I think the weather is getting harder to predict. Or else all the local forecasters have taken to drinking on the job.
I don’t want to cast aspersions on anyone who is trying their best to master an extremely difficult combination of art and science, so let’s go ahead and blame global warming for the fact that it has become impossible to plan your activities based on the potential for rain at the time of those activities.
Spring and summer are the times of the year that we collectively obsess the most about the weather, which is understandable, since so many fun activities take place outdoors. I organized an outdoor work event on a Saturday in mid-May and earned myself more than a few new grey hairs as I compulsively watched the evolving forecasts and radar maps.
When you’re in charge of a major shindig, you’ve got to at least try to predict the weather, but I’m learning that on a smaller scale – i.e. decisions involving your immediate family rather than 500+ community members – the correct answer when pondering whether to undertake an activity is simple. You channel your inner Nike commercial and Just Do It.
A few weeks ago, I found myself weighing an evening excursion. My best friend’s daughter was playing Wee Ball a couple of towns over from us and we’d promised to come watch a game. But the forecast was bad. Really bad. 80% chance of thunderstorms and, as of 2 hours before the game, a big red splotch was parked right over the town on the radar maps. The clock ticked closer and the maps cleared a bit, but was it worth the risk to drive an hour?
Spoiler alert. Yep, it was totally worth it.
We packed a picnic dinner, piled into the minivan, and headed out. By the time we arrived, the skies were completely and totally clear. We sat on the grass, ate cheese and crackers and apple slices, and watched a twenty-minute mosh pit involving four-year-olds in really adorable jerseys. The star player was beside herself with joy that her older ‘cousins’ had come to watch her and had to be herded back onto her team’s bench a couple times.
After the game, the grownups chatted in the shade while the kids wrapped themselves in picnic blankets and rolled around on the ground like burritos. Then we loaded back up and went home. We spent more time in the car than we did at the game and nobody minded in the least.
That evening was an unqualified success. Not every outing is. The thing about being intrepid is that sometimes you fail. Impressively.

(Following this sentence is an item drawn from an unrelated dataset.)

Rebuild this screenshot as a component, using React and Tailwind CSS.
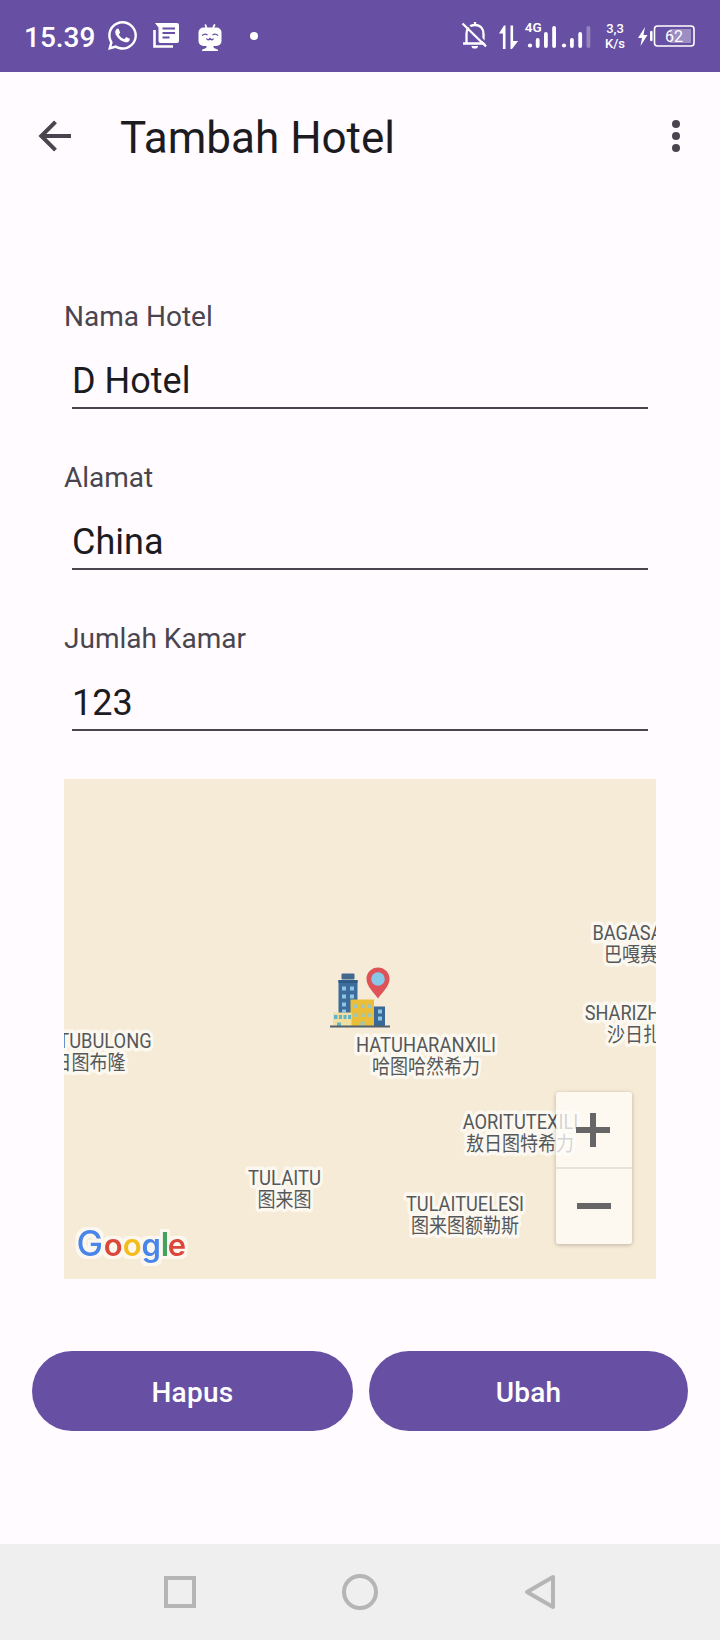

Last week, we made a last-minute decision to head to the County Fair with friends. The sky looked a bit dark, but hey, it was already 7:30pm so perhaps it was just the early signs of dusk. Nope! It was a raging thunderstorm barreling our way. The storm hit approximately 13 minutes after we had shelled out $10 a head for an evening of deep-fried everything and rides clearly designed by folks on the payroll of the national chiropractic lobby.
I had the profoundly unsettling experience of watching the storm roll in…from the top of the Ferris Wheel. If you take a moment to look up the word “vulnerable” in the dictionary, you’ll see a picture of me, purchased on the top of the world in a small metal chair.
But ask me if I regret going. Nope! The kids enjoyed the two rides they went on, I saved money on all the funnel cakes not purchased, and there’s something wild and giddy and fun about sprinting back to your car, two steps ahead of the torrential downpour, with a kid on your back, laughing like fools.
So check the forecast…but don’t let it scare you! Thrown an extra umbrella and a couple towels into the car and go for it.